En préambule, un petit rappel. Le HDR est une évolution technique du signal vidéo sur deux critères. Le contraste d’abord : jusqu’à aujourd’hui le signal vidéo était basé sur une valeur de luminance maximale définie à 100 nits, selon les possibilités des écrans à tubes cathodiques « de l’époque ». En HDR, le contraste est largement augmenté et selon les normes et les technologies d’affichage et de production le niveau de luminance peut aller jusqu’à 10 000 nits. Le second critère qui évolue parallèlement est l’espace colorimétrique qui grandit également fortement passant du Rec. 709 pour la HD jusqu’au Rec. 2020.

 

Mediakwest : Nous commençons notre entretien en observant quelques images HDR…
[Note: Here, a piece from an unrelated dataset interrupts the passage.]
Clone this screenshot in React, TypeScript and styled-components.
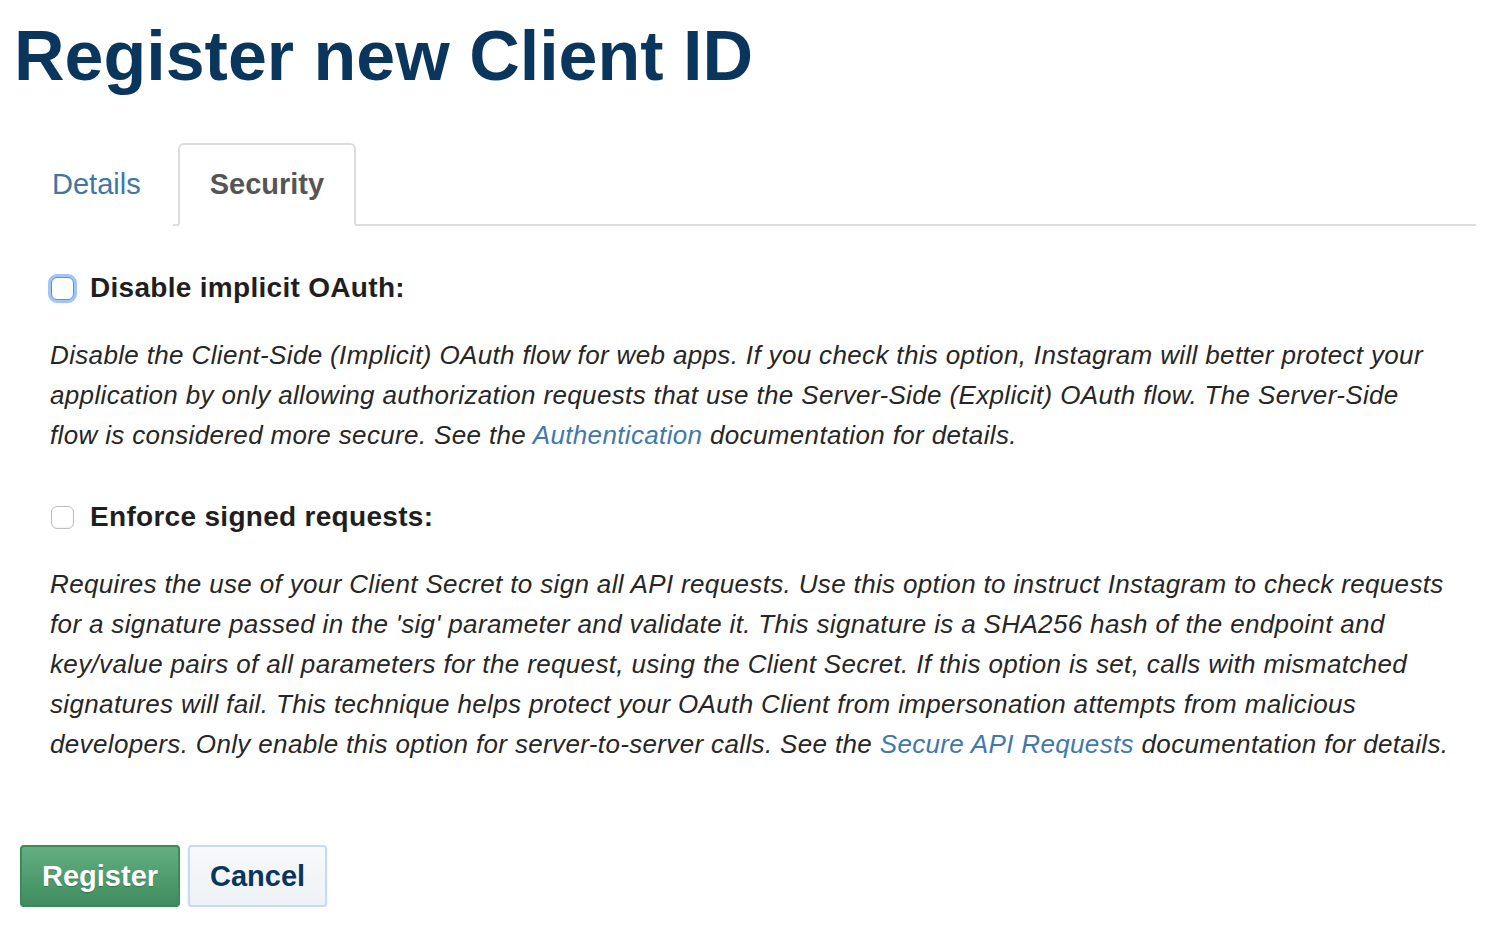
import React from "react";
import styled, { createGlobalStyle } from "styled-components";

const Global = createGlobalStyle`
  html, body { margin: 0; padding: 0; background: #fff; }
  body { font-family: "Liberation Sans", Arial, sans-serif; color: #222; }
`;

const Page = styled.div`
  padding: 14px 30px 0 20px;
`;

const Title = styled.h1`
  margin: 0 0 0 -6px;
  font-size: 70px;
  font-weight: 700;
  color: #0a365e;
  letter-spacing: 0px;
  line-height: 84px;
`;

const TabBar = styled.div`
  display: flex;
  gap: 5px;
  margin-top: 45px;
  border-bottom: 2px solid #dcdcdc;
`;

const Tab = styled.div<{ $active?: boolean }>`
  height: 83px;
  padding: 0 30px;
  display: flex;
  align-items: center;
  font-size: 29px;
  box-sizing: border-box;
  margin-bottom: -2px;
  border: 2px solid ${(p) => (p.$active ? "#dcdcdc" : "transparent")};
  border-bottom-color: ${(p) => (p.$active ? "#fff" : "transparent")};
  border-radius: 6px 6px 0 0;
  font-weight: ${(p) => (p.$active ? 700 : 400)};
  color: ${(p) => (p.$active ? "#555" : "#3f76a8")};
  background: #fff;
`;

const Section = styled.div<{ $gap: number }>`
  padding-left: 30px;
  margin-top: ${(p) => p.$gap}px;
`;

const Option = styled.label`
  display: flex;
  align-items: center;
  gap: 16px;
  font-size: 28px;
  letter-spacing: 0.3px;
  font-weight: 700;
  color: #1f1f1f;
  height: 40px;
`;

const Box = styled.span<{ $focus?: boolean }>`
  width: 23px;
  height: 23px;
  border-radius: 6px;
  box-sizing: border-box;
  border: 1.5px solid ${(p) => (p.$focus ? "#5b8fe2" : "#bdbdbd")};
  box-shadow: ${(p) =>
    p.$focus ? "0 0 0 3px #a3c4f6" : "inset 0 -1px 2px rgba(0,0,0,0.06)"};
  background: #fff;
  margin-left: 1px;
`;

const Desc = styled.p`
  margin: 27px 0 0 0;
  font-size: 26px;
  letter-spacing: 0.35px;
  font-style: italic;
  line-height: 40px;
  color: #262626;
`;

const Link = styled.a`
  color: #3f78ad;
  text-decoration: none;
`;

const Buttons = styled.div`
  display: flex;
  gap: 8px;
  margin-top: 81px;
`;

const Button = styled.button<{ $primary?: boolean }>`
  height: 62px;
  padding: 0 20px;
  font-family: "Liberation Sans", Arial, sans-serif;
  font-size: 29px;
  font-weight: 700;
  border-radius: 4px;
  border: 2px solid ${(p) => (p.$primary ? "#3a8a5a" : "#c6dbef")};
  color: ${(p) => (p.$primary ? "#fff" : "#0a365e")};
  background: ${(p) =>
    p.$primary
      ? "linear-gradient(#64ae82, #3f8d5e)"
      : "linear-gradient(#f7f9fb, #eef2f6)"};
  text-shadow: ${(p) => (p.$primary ? "0 1px 1px rgba(0,0,0,0.25)" : "none")};
  box-shadow: 0 1px 2px rgba(0, 0, 0, 0.12);
`;

export default function App() {
  return (
    <Page>
      <Global />
      <Title>Register new Client ID</Title>
      <TabBar>
        <Tab>Details</Tab>
        <Tab $active>Security</Tab>
      </TabBar>
      <Section $gap={42}>
        <Option>
          <Box $focus />
          Disable implicit OAuth:
        </Option>
        <Desc>
          Disable the Client-Side (Implicit) OAuth flow for web apps. If you check this option, Instagram will better protect your
          <br />
          application by only allowing authorization requests that use the Server-Side (Explicit) OAuth flow. The Server-Side
          <br />
          flow is considered more secure. See the <Link href="#">Authentication</Link> documentation for details.
        </Desc>
      </Section>
      <Section $gap={42}>
        <Option>
          <Box />
          Enforce signed requests:
        </Option>
        <Desc>
          Requires the use of your Client Secret to sign all API requests. Use this option to instruct Instagram to check requests
          <br />
          for a signature passed in the 'sig' parameter and validate it. This signature is a SHA256 hash of the endpoint and
          <br />
          key/value pairs of all parameters for the request, using the Client Secret. If this option is set, calls with mismatched
          <br />
          signatures will fail. This technique helps protect your OAuth Client from impersonation attempts from malicious
          <br />
          developers. Only enable this option for server-to-server calls. See the <Link href="#">Secure API Requests</Link> documentation for details.
        </Desc>
      </Section>
      <Buttons>
        <Button $primary>Register</Button>
        <Button>Cancel</Button>
      </Buttons>
    </Page>
  );
}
Matthieu Straub : Au bout d’un moment, regarder une image HDR donne une impression de relief. Je pense qu’il nous faut encore nous y habituer, mais cette sensation de profondeur et de réalisme est purement étonnante. Parmi les écrans utilisés par les postproducteurs, il y a le BVM X300 de Sony, et le LG Signature que l’on regarde actuellement. C’est un écran issu de la gamme grand public haut de gamme qui présente l’intérêt de pouvoir être calibré de façon assez sérieuse via une sonde Klein. En le réglant correctement, on obtient un résultat très cohérent. Sur une image de flammes, le résultat est vraiment hallucinant. Un feu comme celui-là en SDR afficherait un aplat blanc complété d’un contour jaune, là où en HDR on retrouve les détails du feu et où simultanément on peut détailler les personnages éclairés en basse lumière. Toutes les images que l’on étudie ici sont encodées en H265, HDR10, UHD et en Rec. 2020.

 

Mediakwest : Les normes…

M. S. : Ce qui est important, c’est qu’il y ait des normes claires pour les différents domaines d’activité, pour le foot, le cinéma ou le documentaire. Le format HLG, par exemple, peut être extrêmement risqué pour un chef opérateur soucieux du contrôle de son image. Le HLG est prévu pour un maximum de compatibilité. Sur un téléviseur SDR ou un téléviseur HDR, des vidéos au format HLG donneront un résultat « pas mal ». Les images seront visibles sur un téléviseur SDR tout en permettant un petit effet HDR sur un modèle compatible. Mais « le côté automatique » me fait personnellement très peur. Je trouve les technologies mettant en œuvre les échanges de métadonnées (comme sur nos visionnages) lors de la lecture de fichiers H265 très intéressantes. Le téléviseur reconnaît les informations HDR et adapte son affichage, avec une adaptation de la luminosité en fonction des caractéristiques de l’écran, mais également des conditions d’étalonnage.

 

M. : Cinéma et réalisme, cela fait-il bon ménage ?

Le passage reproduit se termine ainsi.